------ COLLECTED DATA ------
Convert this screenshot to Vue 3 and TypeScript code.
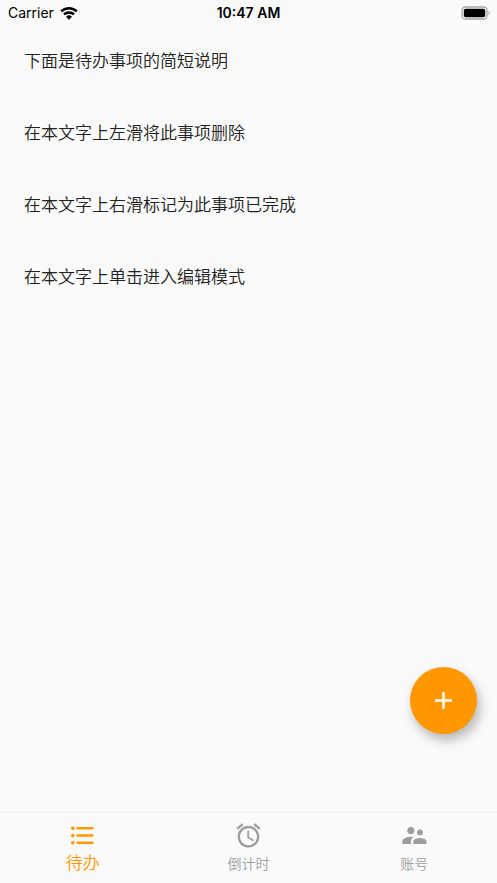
<script setup lang="ts">
import { ref } from 'vue'

interface Tab {
  id: string
  label: string
  icon: string
}

const todos = ref<string[]>([
  '下面是待办事项的简短说明',
  '在本文字上左滑将此事项删除',
  '在本文字上右滑标记为此事项已完成',
  '在本文字上单击进入编辑模式',
])

const tabs: Tab[] = [
  {
    id: 'todo',
    label: '待办',
    icon: 'M4 10.5c-.83 0-1.5.67-1.5 1.5s.67 1.5 1.5 1.5 1.5-.67 1.5-1.5-.67-1.5-1.5-1.5zm0-6c-.83 0-1.5.67-1.5 1.5S3.17 7.5 4 7.5 5.5 6.83 5.5 6 4.83 4.5 4 4.5zm0 12c-.83 0-1.5.68-1.5 1.5s.68 1.5 1.5 1.5 1.5-.68 1.5-1.5-.67-1.5-1.5-1.5zM7 19h14v-2H7v2zm0-6h14v-2H7v2zm0-8v2h14V5H7z',
  },
  {
    id: 'countdown',
    label: '倒计时',
    icon: 'M22 5.72l-4.6-3.86-1.29 1.53 4.6 3.86L22 5.72zM7.88 3.39L6.6 1.86 2 5.71l1.29 1.53 4.59-3.85zM12.5 8H11v6l4.75 2.85.75-1.23-4-2.37V8zM12 4c-4.97 0-9 4.03-9 9s4.02 9 9 9c4.97 0 9-4.03 9-9s-4.03-9-9-9zm0 16c-3.87 0-7-3.13-7-7s3.13-7 7-7 7 3.13 7 7-3.13 7-7 7z',
  },
  {
    id: 'account',
    label: '账号',
    icon: 'M16.5 12c1.38 0 2.49-1.12 2.49-2.5S17.88 7 16.5 7C15.12 7 14 8.12 14 9.5s1.12 2.5 2.5 2.5zM9 11c1.66 0 2.99-1.34 2.99-3S10.66 5 9 5C7.34 5 6 6.34 6 8s1.34 3 3 3zm7.5 3c-1.83 0-5.5.92-5.5 2.75V19h11v-2.25c0-1.83-3.67-2.75-5.5-2.75zM9 13c-2.33 0-7 1.17-7 3.5V19h7v-2.25c0-.85.33-2.34 2.37-3.47C10.5 13.1 9.66 13 9 13z',
  },
]

const current = ref('todo')
</script>

<template>
  <div class="screen">
    <header class="status">
      <div class="carrier">
        <span>Carrier</span>
        <svg class="wifi" viewBox="0 0 18 14" aria-hidden="true">
          <path d="M1.2 5.3a11.2 11.2 0 0 1 15.6 0M4 8.4a7.2 7.2 0 0 1 10 0" />
          <path class="solid" d="M9 13.7l-3-3a4.3 4.3 0 0 1 6 0z" />
        </svg>
      </div>
      <time class="clock">10:47 AM</time>
      <div class="power">
        <svg class="battery" viewBox="0 0 28 14" aria-hidden="true">
          <rect class="shell" x="1" y="1" width="25" height="12" rx="3.5" />
          <rect x="2.8" y="2.8" width="21.4" height="8.4" rx="1.8" />
          <path class="cap" d="M27.5 5a2.3 2.3 0 0 1 0 4z" />
        </svg>
      </div>
    </header>

    <main class="content">
      <ul class="todos">
        <li v-for="todo in todos" :key="todo" class="todo">{{ todo }}</li>
      </ul>
      <button class="add" type="button" aria-label="添加">
        <svg class="icon" viewBox="0 0 24 24" aria-hidden="true">
          <path d="M19 13h-6v6h-2v-6H5v-2h6V5h2v6h6v2z" />
        </svg>
      </button>
    </main>

    <nav class="tabs">
      <button
        v-for="tab in tabs"
        :key="tab.id"
        type="button"
        class="tab"
        :class="{ active: tab.id === current }"
        @click="current = tab.id"
      >
        <svg class="icon" viewBox="0 0 24 24" aria-hidden="true">
          <path :d="tab.icon" />
        </svg>
        <span class="label">{{ tab.label }}</span>
      </button>
    </nav>
  </div>
</template>

<style>
body {
  background: #fafafa;
}
</style>

<style scoped>
.screen {
  display: flex;
  flex-direction: column;
  min-height: 100vh;
  background: #fafafa;
  color: #212121;
  font-family: Inter, 'Noto Sans CJK SC', sans-serif;
}

.status {
  display: grid;
  grid-template-columns: 1fr auto 1fr;
  align-items: center;
  height: 24px;
  padding: 1px 8px 0;
  color: #000;
  font-size: 14px;
  line-height: 24px;
}

.carrier {
  display: flex;
  align-items: center;
  gap: 6px;
}

.wifi {
  width: 18px;
  height: 14px;
  fill: none;
  stroke: #000;
  stroke-width: 2.5;
}

.wifi .solid {
  fill: #000;
  stroke: none;
}

.clock {
  font-weight: 600;
}

.power {
  display: flex;
  justify-content: flex-end;
}

.battery {
  width: 28px;
  height: 14px;
  overflow: visible;
}

.shell {
  fill: none;
  stroke: #a6a6a6;
  stroke-width: 1.3;
}

.cap {
  fill: #a6a6a6;
}

.content {
  display: flex;
  flex: 1;
  flex-direction: column;
  justify-content: space-between;
}

.todos {
  margin: 0;
  padding: 0;
  list-style: none;
}

.todo {
  padding: 24px;
  font-size: 17px;
  font-weight: 350;
  line-height: 24px;
}

.add {
  display: flex;
  align-items: center;
  justify-content: center;
  align-self: flex-end;
  width: 67px;
  height: 67px;
  margin: 0 20px 78px;
  padding: 0;
  border: 0;
  border-radius: 50%;
  background: #ff9800;
  color: #fff;
  box-shadow: 3px 6px 12px rgba(0, 0, 0, 0.28);
}

.icon {
  width: 29px;
  height: 29px;
  fill: currentColor;
}

.tabs {
  display: grid;
  grid-template-columns: repeat(3, 1fr);
  border-top: 1px solid #f0f0f0;
}

.tab {
  display: flex;
  flex-direction: column;
  align-items: center;
  height: 70px;
  padding: 8px 0 0;
  border: 0;
  background: none;
  color: #9e9e9e;
  font-family: inherit;
  font-size: 14px;
  font-weight: 350;
  line-height: 28px;
}

.tab.active {
  color: #ff9800;
  font-size: 17px;
  line-height: 26px;
}
</style>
------
- **EXERCISE**
All of the data above should be transcribed verbatim, with pictures omitted.

- **WRITTEN SOLUTION**
Convert this screenshot to Vue 3 and TypeScript code.
<script setup lang="ts">
import { ref } from 'vue'

interface Tab {
  id: string
  label: string
  icon: string
}

const todos = ref<string[]>([
  '下面是待办事项的简短说明',
  '在本文字上左滑将此事项删除',
  '在本文字上右滑标记为此事项已完成',
  '在本文字上单击进入编辑模式',
])

const tabs: Tab[] = [
  {
    id: 'todo',
    label: '待办',
    icon: 'M4 10.5c-.83 0-1.5.67-1.5 1.5s.67 1.5 1.5 1.5 1.5-.67 1.5-1.5-.67-1.5-1.5-1.5zm0-6c-.83 0-1.5.67-1.5 1.5S3.17 7.5 4 7.5 5.5 6.83 5.5 6 4.83 4.5 4 4.5zm0 12c-.83 0-1.5.68-1.5 1.5s.68 1.5 1.5 1.5 1.5-.68 1.5-1.5-.67-1.5-1.5-1.5zM7 19h14v-2H7v2zm0-6h14v-2H7v2zm0-8v2h14V5H7z',
  },
  {
    id: 'countdown',
    label: '倒计时',
    icon: 'M22 5.72l-4.6-3.86-1.29 1.53 4.6 3.86L22 5.72zM7.88 3.39L6.6 1.86 2 5.71l1.29 1.53 4.59-3.85zM12.5 8H11v6l4.75 2.85.75-1.23-4-2.37V8zM12 4c-4.97 0-9 4.03-9 9s4.02 9 9 9c4.97 0 9-4.03 9-9s-4.03-9-9-9zm0 16c-3.87 0-7-3.13-7-7s3.13-7 7-7 7 3.13 7 7-3.13 7-7 7z',
  },
  {
    id: 'account',
    label: '账号',
    icon: 'M16.5 12c1.38 0 2.49-1.12 2.49-2.5S17.88 7 16.5 7C15.12 7 14 8.12 14 9.5s1.12 2.5 2.5 2.5zM9 11c1.66 0 2.99-1.34 2.99-3S10.66 5 9 5C7.34 5 6 6.34 6 8s1.34 3 3 3zm7.5 3c-1.83 0-5.5.92-5.5 2.75V19h11v-2.25c0-1.83-3.67-2.75-5.5-2.75zM9 13c-2.33 0-7 1.17-7 3.5V19h7v-2.25c0-.85.33-2.34 2.37-3.47C10.5 13.1 9.66 13 9 13z',
  },
]

const current = ref('todo')
</script>

<template>
  <div class="screen">
    <header class="status">
      <div class="carrier">
        <span>Carrier</span>
        <svg class="wifi" viewBox="0 0 18 14" aria-hidden="true">
          <path d="M1.2 5.3a11.2 11.2 0 0 1 15.6 0M4 8.4a7.2 7.2 0 0 1 10 0" />
          <path class="solid" d="M9 13.7l-3-3a4.3 4.3 0 0 1 6 0z" />
        </svg>
      </div>
      <time class="clock">10:47 AM</time>
      <div class="power">
        <svg class="battery" viewBox="0 0 28 14" aria-hidden="true">
          <rect class="shell" x="1" y="1" width="25" height="12" rx="3.5" />
          <rect x="2.8" y="2.8" width="21.4" height="8.4" rx="1.8" />
          <path class="cap" d="M27.5 5a2.3 2.3 0 0 1 0 4z" />
        </svg>
      </div>
    </header>

    <main class="content">
      <ul class="todos">
        <li v-for="todo in todos" :key="todo" class="todo">{{ todo }}</li>
      </ul>
      <button class="add" type="button" aria-label="添加">
        <svg class="icon" viewBox="0 0 24 24" aria-hidden="true">
          <path d="M19 13h-6v6h-2v-6H5v-2h6V5h2v6h6v2z" />
        </svg>
      </button>
    </main>

    <nav class="tabs">
      <button
        v-for="tab in tabs"
        :key="tab.id"
        type="button"
        class="tab"
        :class="{ active: tab.id === current }"
        @click="current = tab.id"
      >
        <svg class="icon" viewBox="0 0 24 24" aria-hidden="true">
          <path :d="tab.icon" />
        </svg>
        <span class="label">{{ tab.label }}</span>
      </button>
    </nav>
  </div>
</template>

<style>
body {
  background: #fafafa;
}
</style>

<style scoped>
.screen {
  display: flex;
  flex-direction: column;
  min-height: 100vh;
  background: #fafafa;
  color: #212121;
  font-family: Inter, 'Noto Sans CJK SC', sans-serif;
}

.status {
  display: grid;
  grid-template-columns: 1fr auto 1fr;
  align-items: center;
  height: 24px;
  padding: 1px 8px 0;
  color: #000;
  font-size: 14px;
  line-height: 24px;
}

.carrier {
  display: flex;
  align-items: center;
  gap: 6px;
}

.wifi {
  width: 18px;
  height: 14px;
  fill: none;
  stroke: #000;
  stroke-width: 2.5;
}

.wifi .solid {
  fill: #000;
  stroke: none;
}

.clock {
  font-weight: 600;
}

.power {
  display: flex;
  justify-content: flex-end;
}

.battery {
  width: 28px;
  height: 14px;
  overflow: visible;
}

.shell {
  fill: none;
  stroke: #a6a6a6;
  stroke-width: 1.3;
}

.cap {
  fill: #a6a6a6;
}

.content {
  display: flex;
  flex: 1;
  flex-direction: column;
  justify-content: space-between;
}

.todos {
  margin: 0;
  padding: 0;
  list-style: none;
}

.todo {
  padding: 24px;
  font-size: 17px;
  font-weight: 350;
  line-height: 24px;
}

.add {
  display: flex;
  align-items: center;
  justify-content: center;
  align-self: flex-end;
  width: 67px;
  height: 67px;
  margin: 0 20px 78px;
  padding: 0;
  border: 0;
  border-radius: 50%;
  background: #ff9800;
  color: #fff;
  box-shadow: 3px 6px 12px rgba(0, 0, 0, 0.28);
}

.icon {
  width: 29px;
  height: 29px;
  fill: currentColor;
}

.tabs {
  display: grid;
  grid-template-columns: repeat(3, 1fr);
  border-top: 1px solid #f0f0f0;
}

.tab {
  display: flex;
  flex-direction: column;
  align-items: center;
  height: 70px;
  padding: 8px 0 0;
  border: 0;
  background: none;
  color: #9e9e9e;
  font-family: inherit;
  font-size: 14px;
  font-weight: 350;
  line-height: 28px;
}

.tab.active {
  color: #ff9800;
  font-size: 17px;
  line-height: 26px;
}
</style>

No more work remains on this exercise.